Quote from: Boyd on May 02, 2010, 07:02:34 AM
Maps on this site are not routable either in almost all cases.

Unless you want to go to Zion, Bryce, and Capitol Reef.

Trails on those maps should be pretty reliable, as should main roads.  Side roads should be subject to all the TIGER caveats.


Cool - didn't know you had posted those!


I was actually planning to hike the Subway in Zion National Park this coming weekend. I'm not sure though I'll get the GSP in time as I'm still not sure if it's worth spending the extra $100.


The Subway only shows up as a POI on my map, and a GPSr would be pretty useless there from what I've seen in photos.  For that matter, both my OR300 and my 60CSX were pretty useless in Zion on April 22, 2010.  The images that follow are a side by side comparison between the OR on my belt and the 60CSX with a Gilsson FME antenna in my hat.  The track runs from the Grotto bus stop to the point above Refrigerator Canyon where you can get a photo of Walter's Wiggles.

Not much joy either way, until I got above Scout Lookout.  The OR was a little better below Refrigerator Canyon, but not much.  After Scout Lookout both units performed fine.

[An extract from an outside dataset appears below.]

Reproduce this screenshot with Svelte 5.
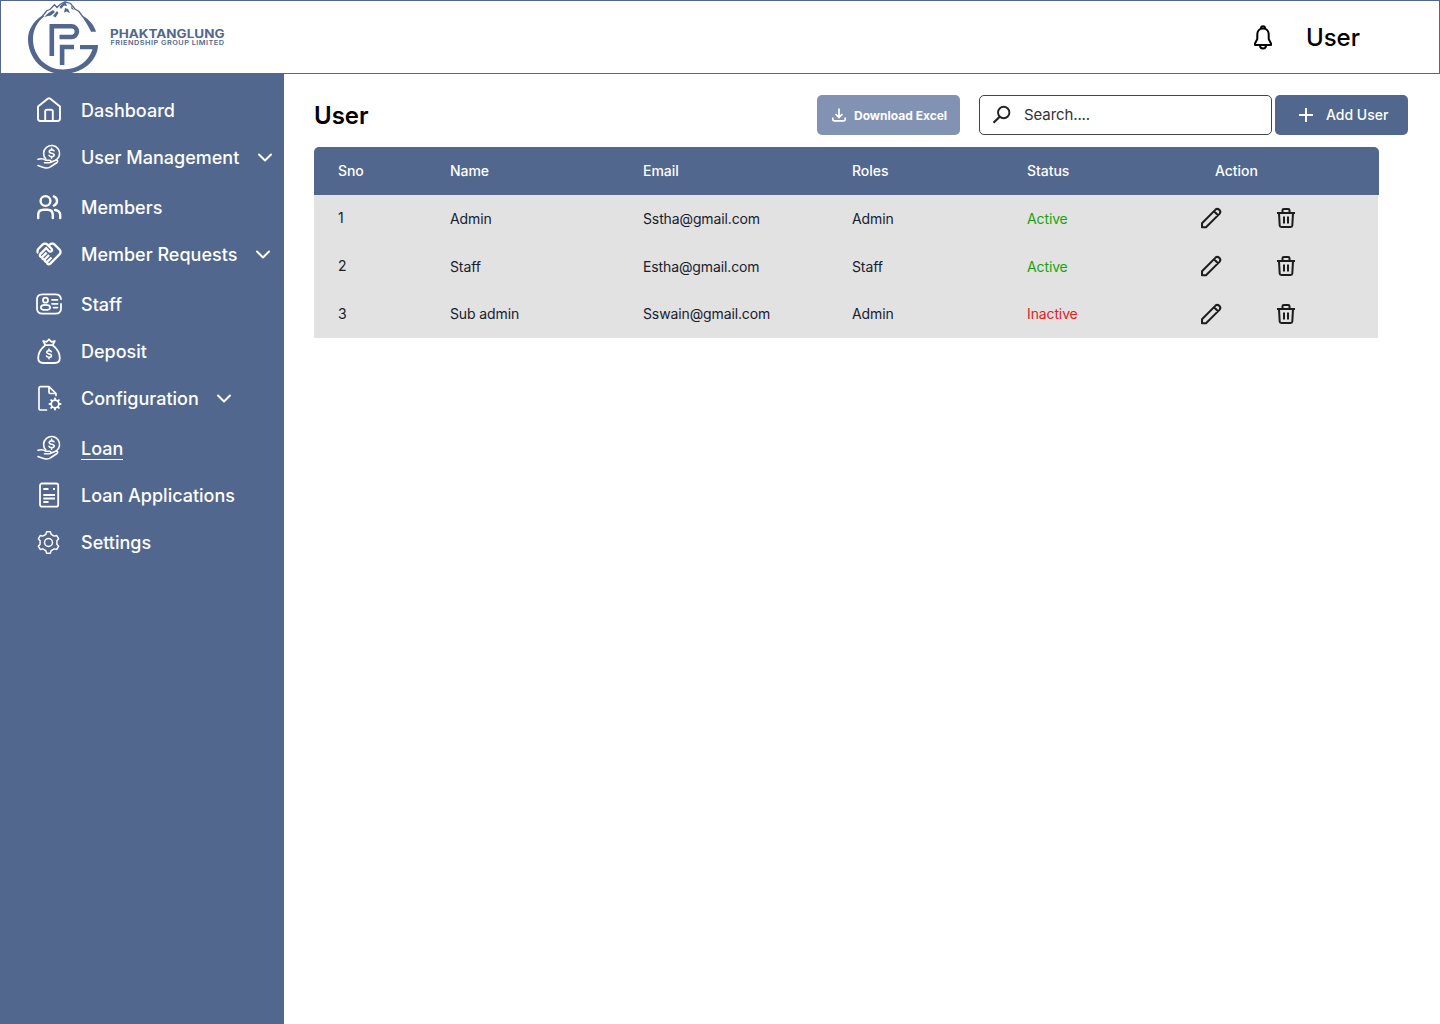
<script>
  const menu = [
    { label: 'Dashboard', icon: 'home' },
    { label: 'User Management', icon: 'loan', sub: true },
    { label: 'Members', icon: 'members' },
    { label: 'Member Requests', icon: 'handshake', sub: true },
    { label: 'Staff', icon: 'staff' },
    { label: 'Deposit', icon: 'deposit' },
    { label: 'Configuration', icon: 'config', sub: true },
    { label: 'Loan', icon: 'loan', active: true },
    { label: 'Loan Applications', icon: 'form' },
    { label: 'Settings', icon: 'settings' }
  ];

  const users = [
    { sno: 1, name: 'Admin', email: 'Sstha@gmail.com', role: 'Admin', status: 'Active' },
    { sno: 2, name: 'Staff', email: 'Estha@gmail.com', role: 'Staff', status: 'Active' },
    { sno: 3, name: 'Sub admin', email: 'Sswain@gmail.com', role: 'Admin', status: 'Inactive' }
  ];

  // Outline of a toothed wheel centred on (cx, cy).
  function gear(cx, cy, inner, outer, teeth) {
    const step = (Math.PI * 2) / teeth;
    const points = [];
    for (let i = 0; i < teeth; i++) {
      const a = i * step;
      for (const [f, r] of [[-0.3, inner], [-0.17, outer], [0.17, outer], [0.3, inner]]) {
        points.push(`${(cx + r * Math.sin(a + f * step)).toFixed(2)} ${(cy - r * Math.cos(a + f * step)).toFixed(2)}`);
      }
    }
    return 'M' + points.join('L') + 'Z';
  }
</script>

<header class="topbar">
  <svg class="logo" width="200" height="74" viewBox="27 0 200 74" role="img" aria-label="Phaktanglung Friendship Group Limited">
    <g fill="#52678d">
      <path d="M43 15C32 22 28 31 28 39C28 58 43 74 63 74C83 74 98 60 98 45H80V49.300H92.500C89 61 78 69.500 63 69.500C46 69.500 33 56 33 39C33 30 37 22 44 16.500Z" />
      <path d="M83 16C90 20 94.500 26 96 31.800H91C88 25 84 20 82 16Z" />
      <path d="M44 17L49 12.500L53 10L55 12L51 15.500L48 16Z" />
      <path d="M53 16L57 11L58.500 13L55.500 17.500Z" />
      <path d="M65 8L68 9L70 13L66.500 11.500L64 12.500Z" />
      <path d="M71 5.500L74 10L71.500 9Z" />
      <path d="M62 4L65.500 2L67 6L64 5.500L61 9L59.500 7Z" />
    </g>
    <path d="M42.500 16L47 10.500L50 9.500L54.500 4.800L57 7.500L60 4.500L65 1.800L70.500 3.500L75 9L79 11.500L83 17" fill="none" stroke="#52678d" stroke-width="1.300" />
    <g fill="none" stroke="#52678d" stroke-width="4.600">
      <path d="M51.800 56V26.200H71.500A5.400 5.400 0 0 1 71.500 37H59.500" />
      <path d="M74 47H62.100V65" />
    </g>
    <text x="110" y="37.600" font-size="11.200" font-weight="700" textLength="114.500" lengthAdjust="spacingAndGlyphs">PHAKTANGLUNG</text>
    <text x="110.500" y="45" font-size="6.200" font-weight="600" letter-spacing="0.4" textLength="114" lengthAdjust="spacingAndGlyphs">FRIENDSHIP GROUP LIMITED</text>
  </svg>
  <div class="account">
    <svg class="bell" width="24" height="28" viewBox="0 0 24 28" fill="none" stroke="#000" stroke-width="2" stroke-linejoin="round">
      <path d="M12 4.500C8 4.500 6.300 7.500 6.300 10.500V15L4 19.500V21H20V19.500L17.700 15V10.500C17.700 7.500 16 4.500 12 4.500Z" />
      <path d="M10 4.500C10 1.500 14 1.500 14 4.500M9 21.500C9 25.500 15 25.500 15 21.500" />
    </svg>
    <span>User</span>
  </div>
</header>

<div class="layout">
  <nav class="sidebar">
    {#each menu as item}
      <a class="item" class:sub={item.sub} class:current={item.active}>
        <svg class="icon" width="28" height="28" viewBox="0 0 28 28">
          {#if item.icon === 'home'}
            <path d="M3 10.500L13 2.600Q14 2 15 2.600L25 10.500V22.500Q25 25 22.500 25H5.500Q3 25 3 22.500ZM10.200 25V15.500Q10.200 13.800 12 13.800H16Q17.800 13.800 17.800 15.500V25" stroke-width="1.900" />
          {:else if item.icon === 'loan'}
            <g stroke-width="1.600">
              <path d="M10.800 16A8 8 0 1 1 21 17.200" />
              <path d="M19 7.800C18.600 6.600 14.400 6.200 14.200 8.500C14 10.800 19.300 9.700 19.200 12C19.100 14.300 14.700 14.200 14 12.300M16.600 5.200V6.700M16.600 13.600V15.200" />
              <path d="M3 16.300C7 15 8.500 15.500 11 17.300H14.500C16.500 17.300 16.500 19.700 14.500 19.700H9.500M16.500 19L20.500 17.300C22.500 16.500 23.500 18.300 22 19.500L16 23.500C13 26 10 25.200 3 22.500" />
            </g>
          {:else if item.icon === 'members'}
            <g stroke-width="2.400">
              <circle cx="10.500" cy="8" r="4.900" />
              <path d="M3.200 25V22Q3.200 16.800 8.500 16.800H12.500Q17.800 16.800 17.800 22V25M18.800 3.400A4.900 4.900 0 0 1 18.800 12.600M20 17Q25.200 18 25.200 22V25" />
            </g>
          {:else if item.icon === 'handshake'}
            <path
              class="solid"
              transform="translate(.2 .2) scale(1.150)"
              d="M12.220 19.850c-.180.180-.5.210-.710 0c-.180-.180-.210-.5 0-.710l3.390-3.390l-1.410-1.410l-3.390 3.390c-.190.2-.510.190-.710 0c-.210-.210-.180-.530 0-.710l3.390-3.390l-1.410-1.410l-3.390 3.390c-.180.180-.5.210-.710 0c-.190-.190-.190-.510 0-.710l3.390-3.390L9.240 10.100l-3.390 3.390c-.180.180-.5.210-.710 0c-.190-.2-.190-.510 0-.710L9.520 8.400l1.870 1.860c.950.950 2.590.940 3.540 0c.980-.980.980-2.560 0-3.540l-1.860-1.860l.280-.280c.780-.780 2.050-.780 2.830 0l4.240 4.240c.780.780.780 2.050 0 2.830L12.220 19.850zM21.830 13.070c1.560-1.560 1.560-4.090 0-5.660l-4.240-4.240c-1.560-1.560-4.090-1.560-5.660 0l-.280.280l-.280-.280c-1.560-1.560-4.090-1.560-5.660 0L2.170 6.710c-1.420 1.420-1.550 3.630-.4 5.190l1.450-1.450c-.390-.750-.260-1.700.370-2.330l3.540-3.540c.780-.780 2.050-.780 2.830 0l3.560 3.560c.180.180.210.5 0 .710c-.210.210-.530.180-.710 0L9.520 5.570l-5.800 5.790c-.980.970-.980 2.560 0 3.540c.390.390.890.630 1.420.7c.070.520.3 1.020.7 1.420c.4.4.9.630 1.420.7c.070.520.3 1.020.7 1.420c.4.4.9.630 1.420.7c.070.540.310 1.030.7 1.420c.470.470 1.100.730 1.770.730c.670 0 1.300-.260 1.770-.730L21.830 13.070z"
            />
          {:else if item.icon === 'staff'}
            <g stroke-width="1.800">
              <path d="M26 14V18.500Q26 23.600 20.500 23.600H7.500Q2 23.600 2 18.500V9.500Q2 4.400 7.500 4.400H20.500Q25.500 4.400 26 9" />
              <circle cx="10.500" cy="10.200" r="2.500" />
              <ellipse cx="10.500" cy="17.400" rx="4.600" ry="2.500" />
              <path d="M17 9.800H22.500M17 13.800H22.500M18.500 17.600H22.500" />
            </g>
          {:else if item.icon === 'deposit'}
            <g stroke-width="1.800">
              <path d="M10.300 8.200C6 11.500 3.200 16 3.200 21Q3.200 26 8.300 26H19.700Q24.800 26 24.800 21C24.800 16 22 11.500 17.700 8.200ZM10.300 8L8.200 4L11.500 4.800L14 2.300L16.500 4.800L19.800 4L17.700 8" />
              <path d="M16.400 14.700C15.800 13.200 11.800 13.200 11.700 15.200C11.600 17.400 16.500 16.300 16.500 18.700C16.500 20.700 12.100 20.700 11.500 19M14 12V13.600M14 20.200V21.800" stroke-width="1.600" />
            </g>
          {:else if item.icon === 'config'}
            <g stroke-width="1.700">
              <path d="M11.500 26H5.600Q4 26 4 24.400V4.200Q4 2.700 5.600 2.700H14L21 9.500V11.500M14 3V8.300Q14 9.500 15.300 9.500H20.500" />
              <circle cx="20" cy="20" r="3.800" />
              <path d="M20 14.500V16M20 24V25.500M14.500 20H16M24 20H25.500M16.100 16.100L17.200 17.200M22.800 22.800L23.900 23.900M23.900 16.100L22.800 17.200M17.200 22.800L16.100 23.900" stroke-width="1.900" />
            </g>
          {:else if item.icon === 'form'}
            <g stroke-width="1.800" stroke-linecap="butt">
              <rect x="5" y="2.500" width="18.200" height="23.200" rx="2" />
              <path d="M8.300 8H13.500M18 8H20M8.300 14H20M8.300 17.500H20M8.300 21H13.500" />
            </g>
          {:else}
            <g stroke-width="1.500">
              <path d={gear(13.500, 14.500, 8.600, 10.800, 6)} />
              <circle cx="13.500" cy="14.500" r="4" />
            </g>
          {/if}
        </svg>
        <span class="label">{item.label}</span>
        {#if item.sub}
          <svg class="chevron" width="16" height="11" viewBox="0 0 16 11"><path d="M2 2.500L8 8.500L14 2.500" stroke-width="2" /></svg>
        {/if}
      </a>
    {/each}
  </nav>

  <main>
    <div class="toolbar">
      <h1>User</h1>
      <button class="download">
        <svg width="16" height="16" viewBox="0 0 16 16" fill="none" stroke="#fff" stroke-width="1.700">
          <path d="M8 1.500V10M4.500 7L8 10.500L11.500 7M1.800 10.500V12.500Q1.800 13.800 3 13.800H13Q14.200 13.800 14.200 12.500V10.500" />
        </svg>
        <span>Download Excel</span>
      </button>
      <div class="search">
        <svg width="20" height="20" viewBox="0 0 20 20" fill="none" stroke="#222" stroke-width="1.900">
          <circle cx="11.700" cy="7.500" r="5.700" />
          <path d="M7.700 11.700L1.500 17.700" stroke-width="2.200" />
        </svg>
        <span>Search....</span>
      </div>
      <button class="add">
        <svg width="16" height="16" viewBox="0 0 16 16" stroke="#fff" stroke-width="2"><path d="M8 1V15M1 8H15" /></svg>
        <span>Add User</span>
      </button>
    </div>

    <div class="table">
      <div class="row head">
        <span>Sno</span><span>Name</span><span>Email</span><span>Roles</span><span>Status</span><span class="action">Action</span>
      </div>
      {#each users as user}
        <div class="row">
          <span class="sno">{user.sno}</span>
          <span>{user.name}</span>
          <span>{user.email}</span>
          <span>{user.role}</span>
          <span class={user.status.toLowerCase()}>{user.status}</span>
          <span class="tools">
            <svg width="24" height="24" viewBox="0 0 24 24" fill="none" stroke="#1c1c1c" stroke-width="2" stroke-linejoin="round">
              <path d="M3 21.300V17.300L16.500 3.600Q18.300 2 20.300 3.800Q22.200 5.700 20.700 7.600L7 21.300ZM15 5.300L19 9.300" />
            </svg>
            <svg width="24" height="24" viewBox="0 0 24 24" fill="none" stroke="#1c1c1c" stroke-width="2" stroke-linejoin="round">
              <path d="M3 7H21M5 7L5.700 19.500Q5.800 21 7.300 21H16.700Q18.200 21 18.300 19.500L19 7M8.500 6.500V4.300Q8.500 3 9.800 3H14.200Q15.500 3 15.500 4.300V6.500M10 10.500V17.500M14 10.500V17.500" />
            </svg>
          </span>
        </div>
      {/each}
    </div>
  </main>
</div>

<style>
  :global(body) {
    background: #fff;
    font-family: Inter, 'Liberation Sans', sans-serif;
  }
  .topbar {
    box-sizing: border-box;
    height: 74px;
    border: 1px solid #52678d;
    display: flex;
    justify-content: space-between;
    align-items: center;
    padding: 0 79px 0 26px;
  }
  .logo {
    flex: none;
  }
  .logo text {
    fill: #52678d;
  }
  .account {
    display: flex;
    align-items: center;
    gap: 31px;
    padding-top: 2px;
    font-size: 24px;
    font-weight: 500;
    line-height: 30px;
  }
  .layout {
    display: flex;
    height: 950px;
  }
  .sidebar {
    box-sizing: border-box;
    width: 284px;
    flex: none;
    background: #52678d;
    color: #fff;
    padding: 22px 0 0 35px;
    display: flex;
    flex-direction: column;
    gap: 19px;
  }
  .item {
    display: flex;
    align-items: center;
    height: 28px;
    font-size: 18px;
    font-weight: 500;
  }
  .item.sub {
    margin-bottom: 3px;
  }
  .icon,
  .chevron {
    fill: none;
    stroke: #fff;
    stroke-linecap: round;
    stroke-linejoin: round;
    flex: none;
  }
  .icon {
    margin-right: 18px;
  }
  .solid {
    fill: #fff;
    stroke: none;
  }
  .chevron {
    margin-left: 17.5px;
  }
  .label {
    line-height: 22px;
    padding-top: 1px;
  }
  .current .label {
    border-bottom: 1px solid #fff;
    line-height: 21px;
  }
  main {
    flex: 1;
    padding: 21px 32px 0 30px;
  }
  .toolbar {
    display: flex;
    align-items: center;
    height: 40px;
  }
  h1 {
    margin: 0 auto 0 0;
    font-size: 24px;
    font-weight: 600;
  }
  button {
    border: 0;
    border-radius: 5px;
    height: 40px;
    color: #fff;
    font-family: inherit;
    display: flex;
    align-items: center;
    box-sizing: border-box;
    padding: 0;
  }
  .download {
    width: 143px;
    background: #8192b3;
    font-size: 12px;
    font-weight: 700;
    padding-left: 14px;
    gap: 7px;
    margin-right: 19px;
  }
  .search {
    box-sizing: border-box;
    width: 293px;
    height: 40px;
    border: 1px solid #444;
    border-radius: 5px;
    display: flex;
    align-items: center;
    gap: 12px;
    padding-left: 12px;
    margin-right: 3px;
    font-size: 15px;
    letter-spacing: -0.1px;
    color: #333;
  }
  .search span,
  .add span {
    padding-bottom: 2px;
  }
  .add {
    width: 133px;
    background: #52678d;
    font-size: 14px;
    font-weight: 500;
    padding-left: 23px;
    gap: 12px;
  }
  .table {
    margin-top: 12px;
    width: 1065px;
  }
  .row {
    box-sizing: border-box;
    width: 1064px;
    height: 48px;
    padding: 0 0 2px 24px;
    display: grid;
    grid-template-columns: 112px 193px 209px 175px 172px 1fr;
    align-items: center;
    background: #e2e2e2;
    color: #17202e;
    font-size: 14px;
    letter-spacing: -0.12px;
  }
  .row:last-child {
    height: 47px;
  }
  .head {
    width: 1065px;
    background: #52678d;
    color: #fff;
    font-weight: 500;
    letter-spacing: -0.05px;
    border-radius: 5px 5px 0 0;
  }
  .row:not(:last-child) .sno {
    padding-bottom: 2px;
  }
  .action {
    padding-left: 16px;
  }
  .active {
    color: #17a50b;
  }
  .inactive {
    color: #e32020;
  }
  .tools {
    display: flex;
    gap: 51px;
  }
</style>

The only advantage I see to the 450T is the added memory.  100k maps generally look like they've been through a sandblaster, so I'd get my topo from here.

Let us know how it goes.


Thanks seldom_sn. Yesterday I put in my order for the Oregon 450 as it appears from various web pages, I better save the $100 and get better maps for the areas I'm interested in. I also read a lot of good things about the maps offered here.

Once I get my hands on my GPSr, I'll download your map for Zion. Let's see how my Oregon 450 performs. I'll give you an update once I'm back.